Celebrity history is filled with people who are victims of their own success. Rock and roll history has produced a curious corollary: musicians who fall victim to their own legends. Alex Chilton is the king of this ruined landscape, a talented kid who shot to fame on the back of hit singles with the Box Tops in the 1960s, and was later lionized by several generations of taste-making rock poobahs for his work with Big Star, one of the great crash-and-burn flameouts of the power-pop genre. The tale of Chilton’s fall into addiction and dysfunction mirrors that of countless other celebrity heroes brought down by the slings and arrows of their “admirers,” but the part of the story fewer people know about is how Chilton made himself whole again by moving to New Orleans to lose his ambition and find himself in a place where people made music for their neighbors and themselves.
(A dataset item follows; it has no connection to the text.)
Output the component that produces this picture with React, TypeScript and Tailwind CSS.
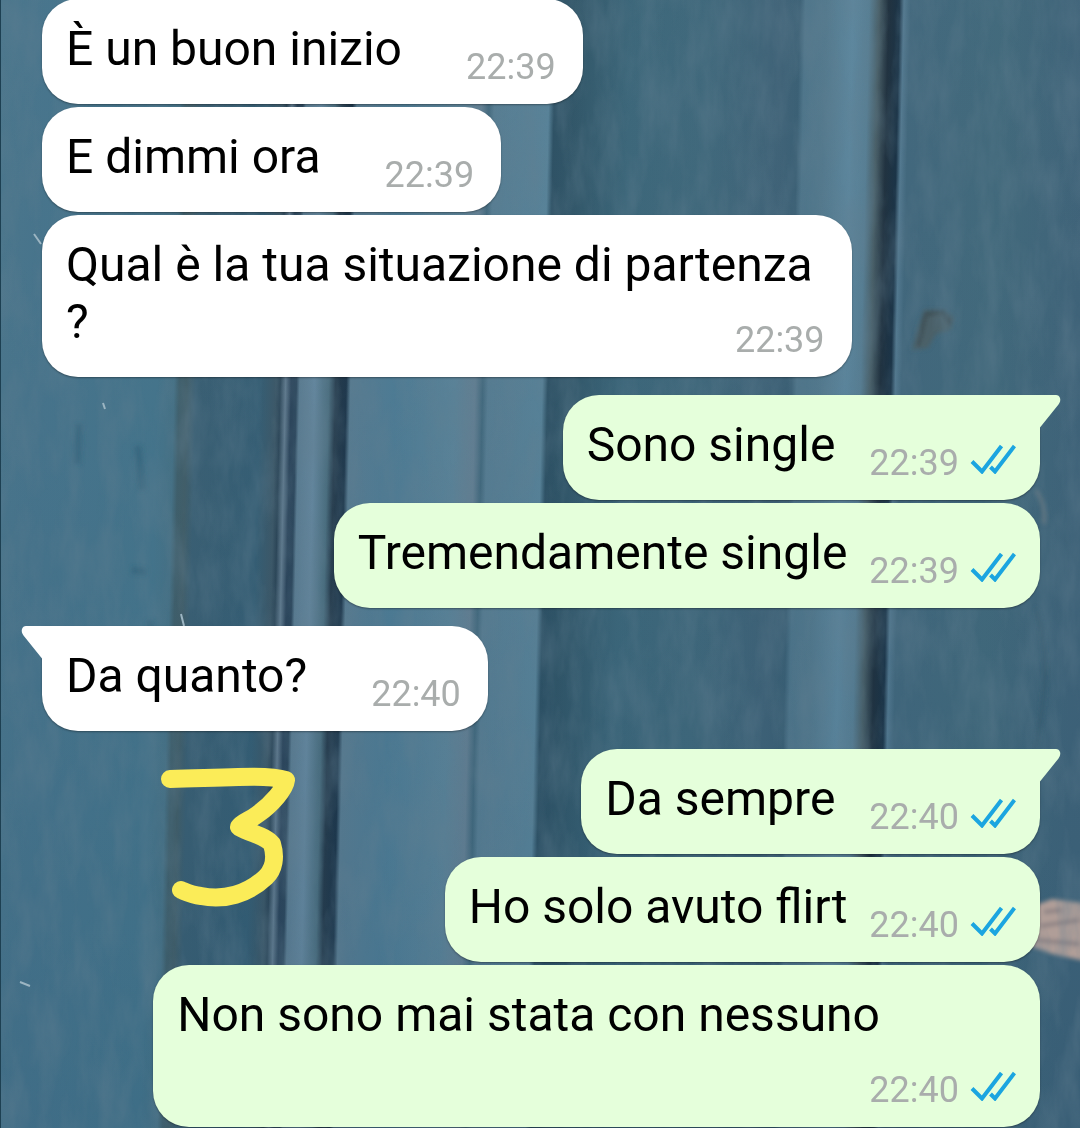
type Message = {
  lines: string[];
  time: string;
  mine?: boolean;
  tail?: boolean;
  space: string;
};

const messages: Message[] = [
  { lines: ["È un buon inizio"], time: "22:39", space: "pr-16" },
  { lines: ["E dimmi ora"], time: "22:39", space: "pr-16" },
  { lines: ["Qual è la tua situazione di partenza", "?"], time: "22:39", space: "pr-3" },
  { lines: ["Sono single"], time: "22:39", mine: true, tail: true, space: "pr-[34px]" },
  { lines: ["Tremendamente single"], time: "22:39", mine: true, space: "pr-[22px]" },
  { lines: ["Da quanto?"], time: "22:40", tail: true, space: "pr-16" },
  { lines: ["Da sempre"], time: "22:40", mine: true, tail: true, space: "pr-[34px]" },
  { lines: ["Ho solo avuto flirt"], time: "22:40", mine: true, space: "pr-[22px]" },
  { lines: ["Non sono mai stata con nessuno", ""], time: "22:40", mine: true, space: "pr-[136px]" },
];

function Ticks() {
  return (
    <svg viewBox="0 0 46 30" className="w-[46px] h-[30px] mb-2" fill="none" stroke="#1ba5e0" strokeWidth="4" role="img" aria-label="Letto">
      <path d="M2 17.500 L12 27.500 L31.500 2" />
      <path d="M20.500 23 L25 27.500 L44.500 2" />
    </svg>
  );
}

function Tail({ mine }: { mine?: boolean }) {
  return (
    <svg
      viewBox="0 0 22 34"
      className={`absolute top-0 w-[22px] h-[34px] ${mine ? "-right-[21px] text-[#e5ffdb]" : "-left-[21px] -scale-x-100 text-white"}`}
      aria-hidden="true"
    >
      <path d="M0 0 H17 Q20 0 21 3 Q22 6 19.500 9.500 L1 32.500 V34 H0 Z" fill="currentColor" />
    </svg>
  );
}

function Bubble({ lines, time, mine, tail, space }: Message) {
  const corner = tail ? (mine ? "rounded-tr-none" : "rounded-tl-none") : "";
  const upper = lines.slice(0, -1);
  const last = lines[lines.length - 1];
  return (
    <li
      className={`relative max-w-full rounded-[36px] pl-6 pt-[21px] pb-[27px] text-[48px] leading-[57px] text-black shadow-[0_1px_2px_rgba(0,0,0,0.35)] ${corner} ${
        mine ? "self-end bg-[#e5ffdb] pr-6" : "self-start bg-white pr-[27px]"
      } ${tail ? "mt-[15px]" : ""}`}
    >
      {tail && <Tail mine={mine} />}
      {upper.map((line) => (
        <p key={line} className={space}>
          {line}
        </p>
      ))}
      <div className="flex items-end justify-between h-[57px]">
        <p className={space}>{last}</p>
        <div className="flex shrink-0 items-center gap-[11px] -mb-[10px] text-[36px] leading-[40px] text-[#a9adac]">
          <time>{time}</time>
          {mine && <Ticks />}
        </div>
      </div>
    </li>
  );
}

// Painted wooden door behind the conversation
function Wallpaper() {
  return (
    <svg viewBox="0 0 1080 1128" preserveAspectRatio="none" className="absolute inset-0 size-full" aria-hidden="true">
      <defs>
        <linearGradient id="door" gradientUnits="userSpaceOnUse" x1="3" y1="0" x2="1086" y2="0">
          <stop offset="0" stopColor="#4c7990" />
          <stop offset="0.04" stopColor="#487790" />
          <stop offset="0.150" stopColor="#467890" />
          <stop offset="0.166" stopColor="#48758a" />
          <stop offset="0.171" stopColor="#40606c" />
          <stop offset="0.178" stopColor="#435f69" />
          <stop offset="0.186" stopColor="#3a6075" />
          <stop offset="0.245" stopColor="#355f76" />
          <stop offset="0.260" stopColor="#3d5868" />
          <stop offset="0.264" stopColor="#2b4456" />
          <stop offset="0.269" stopColor="#667f93" />
          <stop offset="0.274" stopColor="#2b435a" />
          <stop offset="0.279" stopColor="#2c465c" />
          <stop offset="0.282" stopColor="#5f8197" />
          <stop offset="0.296" stopColor="#6a8da5" />
          <stop offset="0.309" stopColor="#4d7182" />
          <stop offset="0.315" stopColor="#243849" />
          <stop offset="0.325" stopColor="#1b3348" />
          <stop offset="0.329" stopColor="#5c8096" />
          <stop offset="0.370" stopColor="#50809a" />
          <stop offset="0.425" stopColor="#5f889e" />
          <stop offset="0.444" stopColor="#688498" />
          <stop offset="0.451" stopColor="#436b80" />
          <stop offset="0.456" stopColor="#5a8197" />
          <stop offset="0.506" stopColor="#5b879e" />
          <stop offset="0.511" stopColor="#2c5064" />
          <stop offset="0.530" stopColor="#305669" />
          <stop offset="0.580" stopColor="#3c687c" />
          <stop offset="0.650" stopColor="#406a7e" />
          <stop offset="0.720" stopColor="#3f6379" />
          <stop offset="0.736" stopColor="#3a6076" />
          <stop offset="0.741" stopColor="#50788e" />
          <stop offset="0.760" stopColor="#557c91" />
          <stop offset="0.785" stopColor="#608ba3" />
          <stop offset="0.800" stopColor="#5a8298" />
          <stop offset="0.809" stopColor="#4a5f67" />
          <stop offset="0.818" stopColor="#1d2d3b" />
          <stop offset="0.828" stopColor="#162e42" />
          <stop offset="0.832" stopColor="#557c94" />
          <stop offset="0.838" stopColor="#42697f" />
          <stop offset="0.920" stopColor="#426b7e" />
          <stop offset="1" stopColor="#3f647b" />
        </linearGradient>
        <linearGradient id="shade" x2="0" y2="1">
          <stop offset="0" stopColor="#4b6670" stopOpacity="0.1" />
          <stop offset="1" stopColor="#1d4560" stopOpacity="0.2" />
        </linearGradient>
        <filter id="grain" x="0" y="0" width="1" height="1">
          <feTurbulence type="fractalNoise" baseFrequency="0.05 0.015" numOctaves="4" seed="8" />
          <feColorMatrix values="0 0 0 0 0.12  0 0 0 0 0.21  0 0 0 0 0.28  0.7 0 0 0 -0.240" />
        </filter>
        <filter id="soft" x="-0.5" y="-0.5" width="2" height="2">
          <feGaussianBlur stdDeviation="2" />
        </filter>
      </defs>
      <rect width="1140" height="1128" fill="url(#door)" transform="skewX(-1.3)" />
      <rect width="1080" height="1128" fill="url(#shade)" />
      <g filter="url(#soft)">
        <path d="M912 350 L918 328 L924 310 L944 310 L954 318 L950 330 L936 334 L928 348 Z" fill="#4d5f64" opacity="0.850" />
        <path d="M918 346 L926 314 L944 312 L950 324" stroke="#3a4a50" strokeWidth="3" fill="none" />
        <path d="M1034 906 L1052 899 L1090 904 V962 L1052 954 L1030 946 Z" fill="#b09e98" />
        <path d="M1040 926 L1080 920 M1036 940 L1080 944 M1044 912 L1062 910" stroke="#8b8183" strokeWidth="4" />
        <path d="M1036 490 Q1046 504 1044 524" stroke="#6c7b83" strokeWidth="3" fill="none" />
        <path d="M1036 608 Q1048 650 1044 690 T1036 748" stroke="#31576a" strokeWidth="2" fill="none" />
        <path d="M79 424 L77 464 M138 446 L142 490 M132 570 L146 572 M150 620 L152 640" stroke="#2f6079" strokeWidth="7" opacity="0.550" />
      </g>
      <rect width="1080" height="1128" filter="url(#grain)" />
      <path d="M0 0 H1 V1128 H0 Z" fill="#1d4052" />
      <path d="M181 614 L184 626 M103 403 L105 409 M34 234 L41 244 M20 982 L30 986" stroke="#9cb5c2" strokeWidth="2" />
    </svg>
  );
}

function HandDrawnThree() {
  return (
    <svg viewBox="0 0 140 144" className="absolute left-[158px] top-[765px] w-[140px] h-[144px]" role="img" aria-label="3">
      <path
        d="M12 14 C38 13 56 13 80 12 C104 11 119 12 128 15 C127 24 114 39 100 49 C91 56 84 57 81 62 C94 69 108 71 114 79 C118 92 116 104 108 112 C90 129 66 136 43 131 C34 130 28 127 23 125"
        fill="none"
        stroke="#fbec58"
        strokeWidth="18"
        strokeLinecap="round"
        strokeLinejoin="round"
      />
    </svg>
  );
}

export default function App() {
  return (
    <main className="relative isolate min-h-screen overflow-hidden bg-[#40687d] font-[Roboto,'Noto_Sans',sans-serif]">
      <Wallpaper />
      <ul className="relative -mt-px flex flex-col gap-[3px] pl-[42px] pr-10 pb-px">
        {messages.map((message) => (
          <Bubble key={message.lines[0]} {...message} />
        ))}
      </ul>
      <HandDrawnThree />
    </main>
  );
}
Chilton’s talent was never in question. It was he who questioned the negative vectors of the music industry and the star system, a contradiction obviously built into the cynical name Big Star itself. Chilton wanted to be free of these shackles and play the music he wanted to play, and while it didn’t have the power-pop snazziness of the Big Star sound, his solo projects went deep. The great Hoboken label Bar None Records had released two albums that show this other side of Chilton. One, Songs from Robin Hood Lane, shows his roots in jazz and the Great American Songbook, stretching back to his childhood fascination with trumpeter/vocalist Chet Baker.
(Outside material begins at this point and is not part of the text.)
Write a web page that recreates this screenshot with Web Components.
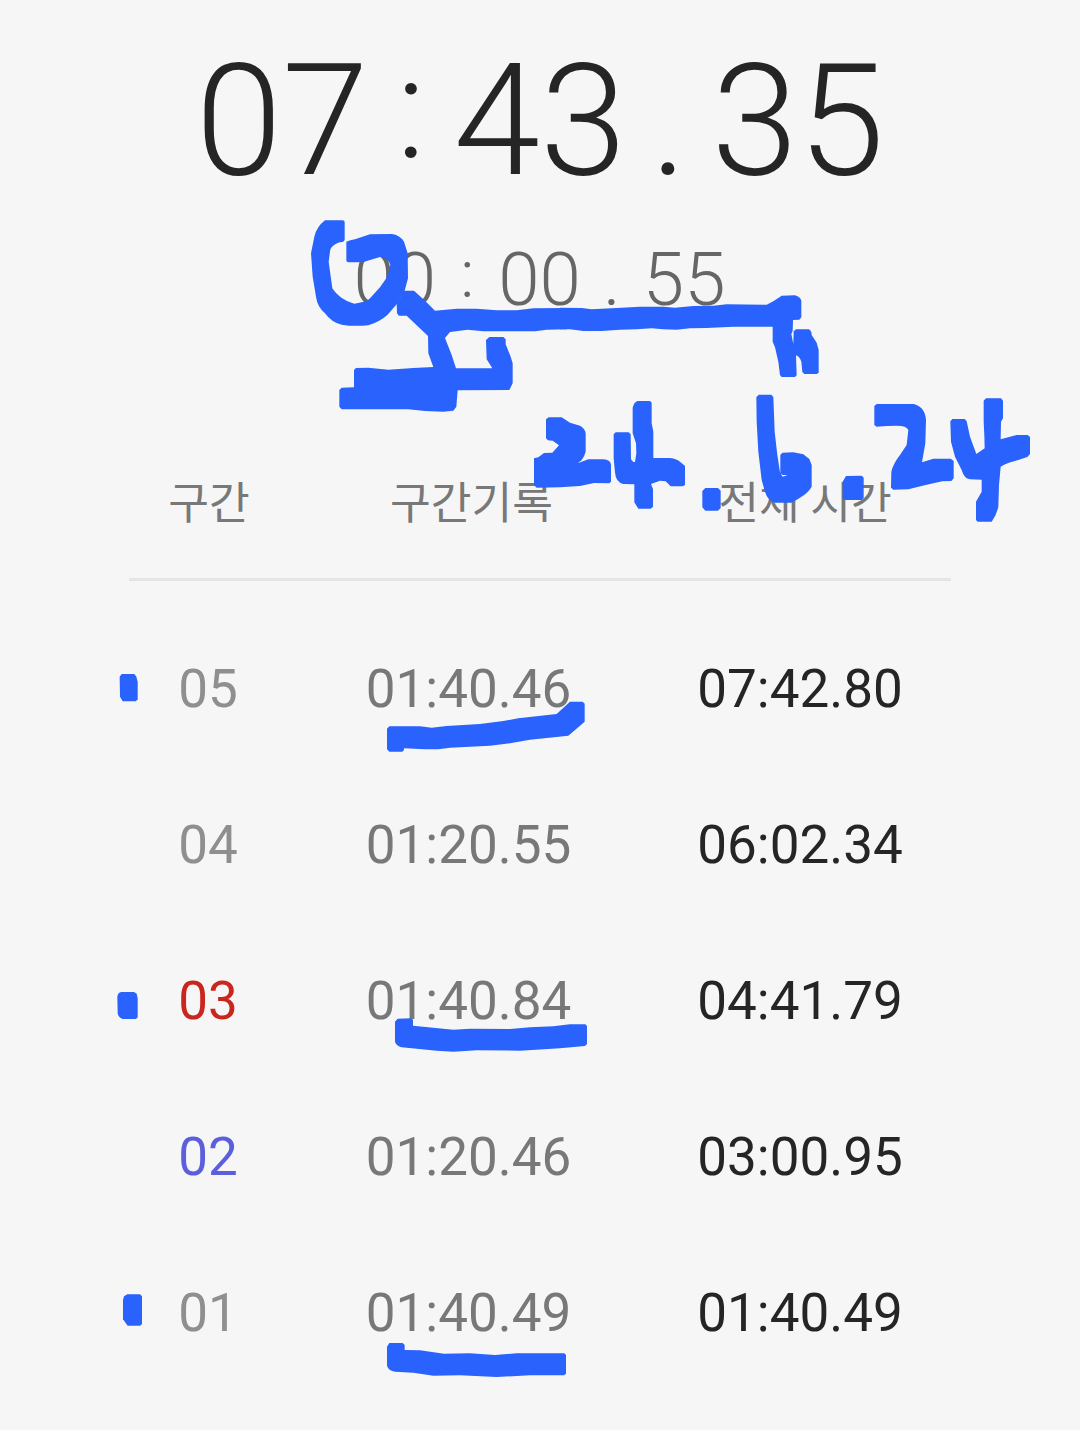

But it’s the other disc, From Memphis to New Orleans that shows where Chilton was headed later in life. These 1980s recordings, made with several bands over numerous sessions, include his New Orleans-based rhythm section of Rene Coman on bass and Doug Garrison on drums. With a solid roots groove behind him, Chilton plumbs his soul music depths on the Isaac Hayes/David Porter classic “B-A-B-Y,” the Dan Penn/Bobby Emmons chestnut “Nobody’s Fool,” and Willie T’s “Thank You John.” Chilton’s own compositions during this time offer a matter-of-fact view of his circumstances, telling stories like “Lost My Job,” “No Sex,” and “Underclass.” It’s great music by a truly eccentric figure that has not escaped critical notice but has been deeply misunderstood over the years. He was one of those musicians who understood what New Orleans could offer you when every other avenue had been exhausted.